───── Given information

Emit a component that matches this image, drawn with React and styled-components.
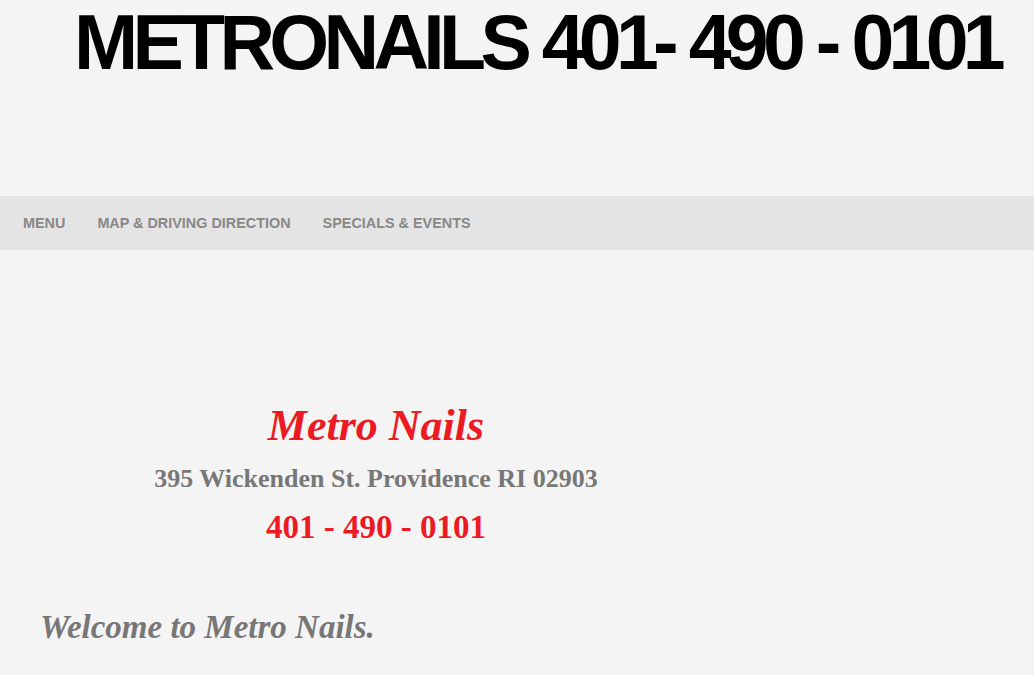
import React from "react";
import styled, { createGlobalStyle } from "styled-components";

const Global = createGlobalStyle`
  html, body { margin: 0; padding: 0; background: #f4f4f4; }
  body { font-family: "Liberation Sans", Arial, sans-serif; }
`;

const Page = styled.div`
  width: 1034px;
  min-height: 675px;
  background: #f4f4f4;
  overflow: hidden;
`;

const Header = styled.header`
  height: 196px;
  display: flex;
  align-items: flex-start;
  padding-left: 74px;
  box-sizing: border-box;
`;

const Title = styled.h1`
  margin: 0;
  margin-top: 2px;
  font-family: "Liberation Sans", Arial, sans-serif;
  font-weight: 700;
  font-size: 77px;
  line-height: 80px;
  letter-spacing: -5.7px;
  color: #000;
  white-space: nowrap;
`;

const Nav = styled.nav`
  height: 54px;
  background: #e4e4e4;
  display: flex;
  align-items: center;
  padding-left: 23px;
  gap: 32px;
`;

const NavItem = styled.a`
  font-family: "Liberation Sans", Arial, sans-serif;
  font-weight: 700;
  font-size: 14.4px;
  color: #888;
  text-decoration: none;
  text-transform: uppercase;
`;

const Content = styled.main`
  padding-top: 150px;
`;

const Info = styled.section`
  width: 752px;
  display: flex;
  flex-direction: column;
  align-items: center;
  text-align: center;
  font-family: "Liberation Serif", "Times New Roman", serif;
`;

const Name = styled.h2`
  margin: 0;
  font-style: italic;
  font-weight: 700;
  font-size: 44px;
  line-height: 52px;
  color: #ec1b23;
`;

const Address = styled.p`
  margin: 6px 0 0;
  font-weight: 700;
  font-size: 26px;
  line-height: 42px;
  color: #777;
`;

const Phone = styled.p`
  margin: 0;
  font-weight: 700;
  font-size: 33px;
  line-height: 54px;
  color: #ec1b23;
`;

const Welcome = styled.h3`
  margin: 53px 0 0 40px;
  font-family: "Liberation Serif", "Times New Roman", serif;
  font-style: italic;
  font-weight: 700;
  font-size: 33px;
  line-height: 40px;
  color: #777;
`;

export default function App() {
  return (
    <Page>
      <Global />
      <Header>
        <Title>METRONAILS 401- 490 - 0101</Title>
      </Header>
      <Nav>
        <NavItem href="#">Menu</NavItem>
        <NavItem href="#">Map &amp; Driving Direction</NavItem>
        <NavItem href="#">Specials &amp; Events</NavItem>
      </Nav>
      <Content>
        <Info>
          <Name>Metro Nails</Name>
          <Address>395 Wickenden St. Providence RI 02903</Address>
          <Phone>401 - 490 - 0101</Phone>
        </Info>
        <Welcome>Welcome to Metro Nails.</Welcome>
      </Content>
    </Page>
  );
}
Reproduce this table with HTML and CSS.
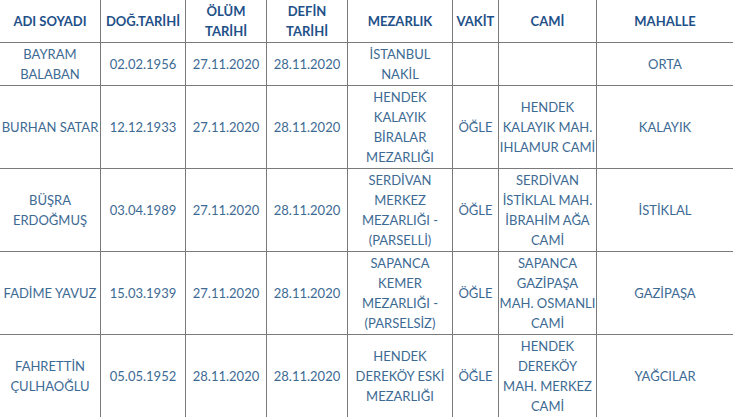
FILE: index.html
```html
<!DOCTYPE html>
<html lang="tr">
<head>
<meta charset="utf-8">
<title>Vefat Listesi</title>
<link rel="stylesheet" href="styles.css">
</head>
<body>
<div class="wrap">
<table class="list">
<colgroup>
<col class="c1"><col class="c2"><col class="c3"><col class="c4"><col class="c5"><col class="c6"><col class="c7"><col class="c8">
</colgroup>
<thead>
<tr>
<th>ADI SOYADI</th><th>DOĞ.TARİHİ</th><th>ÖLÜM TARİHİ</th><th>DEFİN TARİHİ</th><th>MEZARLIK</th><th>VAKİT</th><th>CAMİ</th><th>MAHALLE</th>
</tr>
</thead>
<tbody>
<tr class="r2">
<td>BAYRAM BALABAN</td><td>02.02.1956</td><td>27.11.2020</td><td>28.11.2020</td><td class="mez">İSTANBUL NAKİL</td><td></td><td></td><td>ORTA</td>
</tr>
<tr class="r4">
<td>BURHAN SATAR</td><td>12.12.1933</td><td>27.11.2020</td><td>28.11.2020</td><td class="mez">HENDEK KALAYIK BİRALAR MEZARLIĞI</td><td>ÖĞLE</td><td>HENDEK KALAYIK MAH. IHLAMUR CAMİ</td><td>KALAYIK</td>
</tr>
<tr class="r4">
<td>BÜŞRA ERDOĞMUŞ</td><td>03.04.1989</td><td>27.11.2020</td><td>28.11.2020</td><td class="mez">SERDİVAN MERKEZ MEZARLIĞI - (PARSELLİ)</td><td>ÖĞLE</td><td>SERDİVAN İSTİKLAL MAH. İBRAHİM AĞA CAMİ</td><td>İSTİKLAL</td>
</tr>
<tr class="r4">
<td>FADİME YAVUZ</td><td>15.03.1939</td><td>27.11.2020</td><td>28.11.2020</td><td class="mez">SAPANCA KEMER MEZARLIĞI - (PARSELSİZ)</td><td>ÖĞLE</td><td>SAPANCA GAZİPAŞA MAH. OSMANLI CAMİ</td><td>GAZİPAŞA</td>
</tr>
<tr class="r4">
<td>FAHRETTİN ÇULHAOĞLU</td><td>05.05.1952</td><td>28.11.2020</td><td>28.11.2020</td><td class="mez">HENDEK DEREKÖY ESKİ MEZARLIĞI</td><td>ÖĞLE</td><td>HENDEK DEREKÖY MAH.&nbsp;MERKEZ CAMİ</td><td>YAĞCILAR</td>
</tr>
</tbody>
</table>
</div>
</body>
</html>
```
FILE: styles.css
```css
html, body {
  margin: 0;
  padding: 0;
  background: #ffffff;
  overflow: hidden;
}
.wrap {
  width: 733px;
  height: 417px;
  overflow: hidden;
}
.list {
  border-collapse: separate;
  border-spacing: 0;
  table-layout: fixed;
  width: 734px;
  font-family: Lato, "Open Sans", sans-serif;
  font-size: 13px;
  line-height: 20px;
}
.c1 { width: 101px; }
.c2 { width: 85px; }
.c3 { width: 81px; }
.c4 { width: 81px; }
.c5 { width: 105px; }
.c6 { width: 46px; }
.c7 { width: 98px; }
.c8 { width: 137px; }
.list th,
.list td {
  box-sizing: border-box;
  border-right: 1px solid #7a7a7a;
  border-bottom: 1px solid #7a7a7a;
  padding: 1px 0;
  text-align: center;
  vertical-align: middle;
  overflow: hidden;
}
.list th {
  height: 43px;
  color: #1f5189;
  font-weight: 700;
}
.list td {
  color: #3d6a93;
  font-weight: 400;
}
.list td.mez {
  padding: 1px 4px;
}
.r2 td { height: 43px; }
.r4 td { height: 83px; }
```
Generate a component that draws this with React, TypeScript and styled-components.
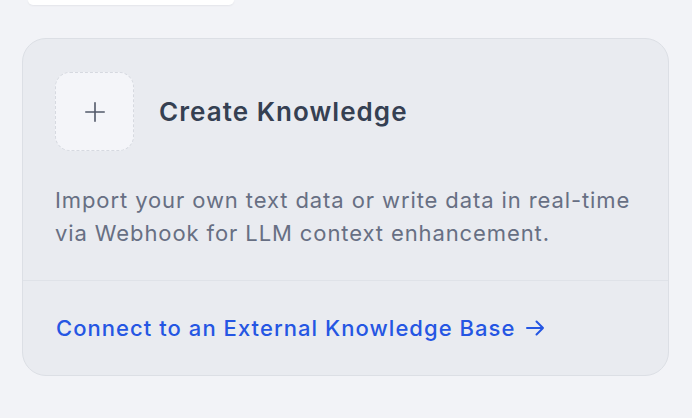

──────────

## Instruction
Write out every entry again word for word, without any of the pictures.

## Solution below
Emit a component that matches this image, drawn with React and styled-components.
import React from "react";
import styled, { createGlobalStyle } from "styled-components";

const Global = createGlobalStyle`
  html, body { margin: 0; padding: 0; background: #f4f4f4; }
  body { font-family: "Liberation Sans", Arial, sans-serif; }
`;

const Page = styled.div`
  width: 1034px;
  min-height: 675px;
  background: #f4f4f4;
  overflow: hidden;
`;

const Header = styled.header`
  height: 196px;
  display: flex;
  align-items: flex-start;
  padding-left: 74px;
  box-sizing: border-box;
`;

const Title = styled.h1`
  margin: 0;
  margin-top: 2px;
  font-family: "Liberation Sans", Arial, sans-serif;
  font-weight: 700;
  font-size: 77px;
  line-height: 80px;
  letter-spacing: -5.7px;
  color: #000;
  white-space: nowrap;
`;

const Nav = styled.nav`
  height: 54px;
  background: #e4e4e4;
  display: flex;
  align-items: center;
  padding-left: 23px;
  gap: 32px;
`;

const NavItem = styled.a`
  font-family: "Liberation Sans", Arial, sans-serif;
  font-weight: 700;
  font-size: 14.4px;
  color: #888;
  text-decoration: none;
  text-transform: uppercase;
`;

const Content = styled.main`
  padding-top: 150px;
`;

const Info = styled.section`
  width: 752px;
  display: flex;
  flex-direction: column;
  align-items: center;
  text-align: center;
  font-family: "Liberation Serif", "Times New Roman", serif;
`;

const Name = styled.h2`
  margin: 0;
  font-style: italic;
  font-weight: 700;
  font-size: 44px;
  line-height: 52px;
  color: #ec1b23;
`;

const Address = styled.p`
  margin: 6px 0 0;
  font-weight: 700;
  font-size: 26px;
  line-height: 42px;
  color: #777;
`;

const Phone = styled.p`
  margin: 0;
  font-weight: 700;
  font-size: 33px;
  line-height: 54px;
  color: #ec1b23;
`;

const Welcome = styled.h3`
  margin: 53px 0 0 40px;
  font-family: "Liberation Serif", "Times New Roman", serif;
  font-style: italic;
  font-weight: 700;
  font-size: 33px;
  line-height: 40px;
  color: #777;
`;

export default function App() {
  return (
    <Page>
      <Global />
      <Header>
        <Title>METRONAILS 401- 490 - 0101</Title>
      </Header>
      <Nav>
        <NavItem href="#">Menu</NavItem>
        <NavItem href="#">Map &amp; Driving Direction</NavItem>
        <NavItem href="#">Specials &amp; Events</NavItem>
      </Nav>
      <Content>
        <Info>
          <Name>Metro Nails</Name>
          <Address>395 Wickenden St. Providence RI 02903</Address>
          <Phone>401 - 490 - 0101</Phone>
        </Info>
        <Welcome>Welcome to Metro Nails.</Welcome>
      </Content>
    </Page>
  );
}
Reproduce this table with HTML and CSS.
FILE: index.html
```html
<!DOCTYPE html>
<html lang="tr">
<head>
<meta charset="utf-8">
<title>Vefat Listesi</title>
<link rel="stylesheet" href="styles.css">
</head>
<body>
<div class="wrap">
<table class="list">
<colgroup>
<col class="c1"><col class="c2"><col class="c3"><col class="c4"><col class="c5"><col class="c6"><col class="c7"><col class="c8">
</colgroup>
<thead>
<tr>
<th>ADI SOYADI</th><th>DOĞ.TARİHİ</th><th>ÖLÜM TARİHİ</th><th>DEFİN TARİHİ</th><th>MEZARLIK</th><th>VAKİT</th><th>CAMİ</th><th>MAHALLE</th>
</tr>
</thead>
<tbody>
<tr class="r2">
<td>BAYRAM BALABAN</td><td>02.02.1956</td><td>27.11.2020</td><td>28.11.2020</td><td class="mez">İSTANBUL NAKİL</td><td></td><td></td><td>ORTA</td>
</tr>
<tr class="r4">
<td>BURHAN SATAR</td><td>12.12.1933</td><td>27.11.2020</td><td>28.11.2020</td><td class="mez">HENDEK KALAYIK BİRALAR MEZARLIĞI</td><td>ÖĞLE</td><td>HENDEK KALAYIK MAH. IHLAMUR CAMİ</td><td>KALAYIK</td>
</tr>
<tr class="r4">
<td>BÜŞRA ERDOĞMUŞ</td><td>03.04.1989</td><td>27.11.2020</td><td>28.11.2020</td><td class="mez">SERDİVAN MERKEZ MEZARLIĞI - (PARSELLİ)</td><td>ÖĞLE</td><td>SERDİVAN İSTİKLAL MAH. İBRAHİM AĞA CAMİ</td><td>İSTİKLAL</td>
</tr>
<tr class="r4">
<td>FADİME YAVUZ</td><td>15.03.1939</td><td>27.11.2020</td><td>28.11.2020</td><td class="mez">SAPANCA KEMER MEZARLIĞI - (PARSELSİZ)</td><td>ÖĞLE</td><td>SAPANCA GAZİPAŞA MAH. OSMANLI CAMİ</td><td>GAZİPAŞA</td>
</tr>
<tr class="r4">
<td>FAHRETTİN ÇULHAOĞLU</td><td>05.05.1952</td><td>28.11.2020</td><td>28.11.2020</td><td class="mez">HENDEK DEREKÖY ESKİ MEZARLIĞI</td><td>ÖĞLE</td><td>HENDEK DEREKÖY MAH.&nbsp;MERKEZ CAMİ</td><td>YAĞCILAR</td>
</tr>
</tbody>
</table>
</div>
</body>
</html>
```
FILE: styles.css
```css
html, body {
  margin: 0;
  padding: 0;
  background: #ffffff;
  overflow: hidden;
}
.wrap {
  width: 733px;
  height: 417px;
  overflow: hidden;
}
.list {
  border-collapse: separate;
  border-spacing: 0;
  table-layout: fixed;
  width: 734px;
  font-family: Lato, "Open Sans", sans-serif;
  font-size: 13px;
  line-height: 20px;
}
.c1 { width: 101px; }
.c2 { width: 85px; }
.c3 { width: 81px; }
.c4 { width: 81px; }
.c5 { width: 105px; }
.c6 { width: 46px; }
.c7 { width: 98px; }
.c8 { width: 137px; }
.list th,
.list td {
  box-sizing: border-box;
  border-right: 1px solid #7a7a7a;
  border-bottom: 1px solid #7a7a7a;
  padding: 1px 0;
  text-align: center;
  vertical-align: middle;
  overflow: hidden;
}
.list th {
  height: 43px;
  color: #1f5189;
  font-weight: 700;
}
.list td {
  color: #3d6a93;
  font-weight: 400;
}
.list td.mez {
  padding: 1px 4px;
}
.r2 td { height: 43px; }
.r4 td { height: 83px; }
```
Generate a component that draws this with React, TypeScript and styled-components.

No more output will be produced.